Matrix string theory
Hi physics fans,
I was told that someone wrote that I wrote that I discovered Matrix theory. Well, it is not the case. A similar statement that would mostly be correct would have to talk about "Matrix string theory", not "Matrix theory".

These are two different things.
"Matrix theory" was the first known way to define M-theory in 11 dimensions using a quantum mechanical model that involves a couple of matrices - the quantum-mechanical operators x,p (transforming as nine-vectors) have two extra indices m,n that go from 1 to N - therefore the operators x,p behave as matrices. Well, there are also some fermionic matrices that transform as spinors.
The Hamiltonian of this Matrix theory is the dimensional reduction of the 9+1-dimensional supersymmetric Yang-Mills theory down to 0+1 dimensions (0+1 dimensions means that the time - the number 1 - is the only continuous variable on which the operators depend; therefore we deal with a quantum mechanical model, not a higher-dimensional field theory).
The authors of that paper (Banks, Fischler, Shenker, Susskind i.e. BFSS)
http://arXiv.org/abs/hep-th/9610043
have explained that this simple matrix model in fact contained the whole physics of 11-dimensional supergravity including the membranes (this was mostly known before BFSS - a paper by de Wit, Hoppe, and Nicolai) as well as the correct high-energy completion of this theory - that is called M-theory.

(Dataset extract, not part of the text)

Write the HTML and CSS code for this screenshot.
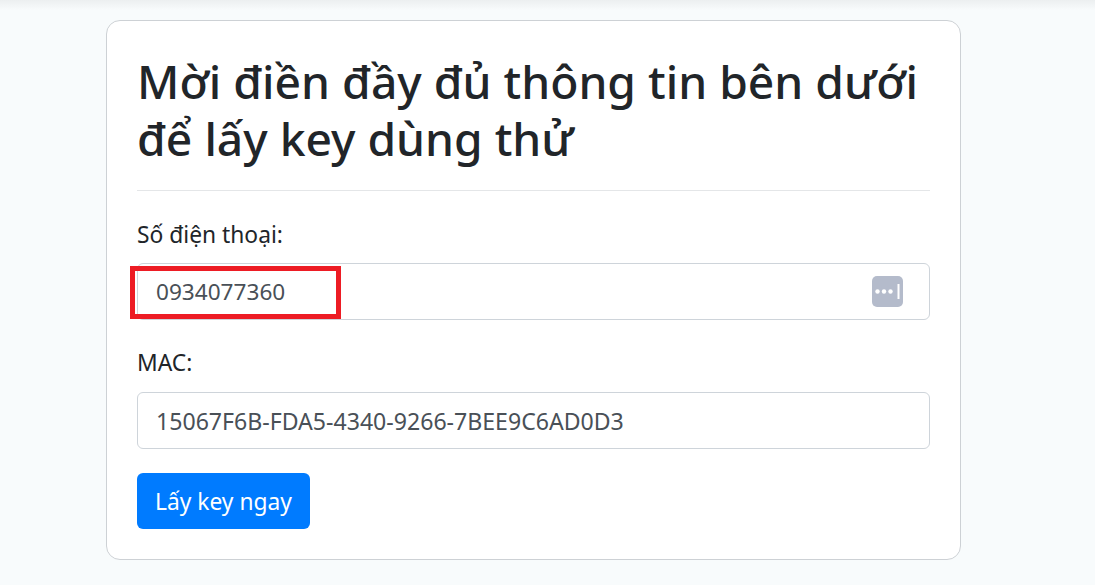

Matrix theory provided us with the first known definition of the 11-dimensional magical M-theory; the word "Matrix" became another justification of the letter "M" beyond Membrane, Mother, Magic, Mystery (or upside-down "W" for "Witten", as Glashow said).
Matrix string theory was started by my paper (L.Motl)
http://arXiv.org/abs/hep-th/9701025
Well, originally the matrix strings were called "screwing strings" and I had no idea about the extra meaning of that phrase. A more complete work on the same subject was - sort of independently - written 2 months later by more renowned scientists, namely Dijkgraaf, Verlinde, Verlinde (DVV).
http://arXiv.org/abs/hep-th/9703030
They were able to use conformal perturbation theory to describe the details of the interaction process. See our recent paper with Dijkgraaf
http://arXiv.org/abs/hep-th/0309238
to see some new progress in the field, as well as the fact that we talk to one another :-) although, of course, I must confess that I find it a bit annoying if I see a paper that talks about matrix string theory and cites DVV only. But this is not DVV's fault, I would say. ;-)
Another early paper on Matrix string theory was written (before DVV) by Banks and Seiberg (an extension to type IIB string theory and so on),
http://arXiv.org/abs/hep-th/9702187
Matrix string theory (MST) is, unlike the original BFSS Matrix theory, a 1+1-dimensional super Yang-Mills theory on a cylinder: the spatial dimension is compactified. An essential feature of this theory is that there are long/matrix/DVV strings that can be wound around the cylinder. MST was the first known nonperturbative definition of string theory - something that string theorists had dreamed about for years - that could have been showed to reduce to the well-known perturbative calculations in the limit where the coupling constant is small, and it convinced many that the Matrix theory is correct, indeed.
I apologize for the graphical imperfections of this text; it is my first posting here.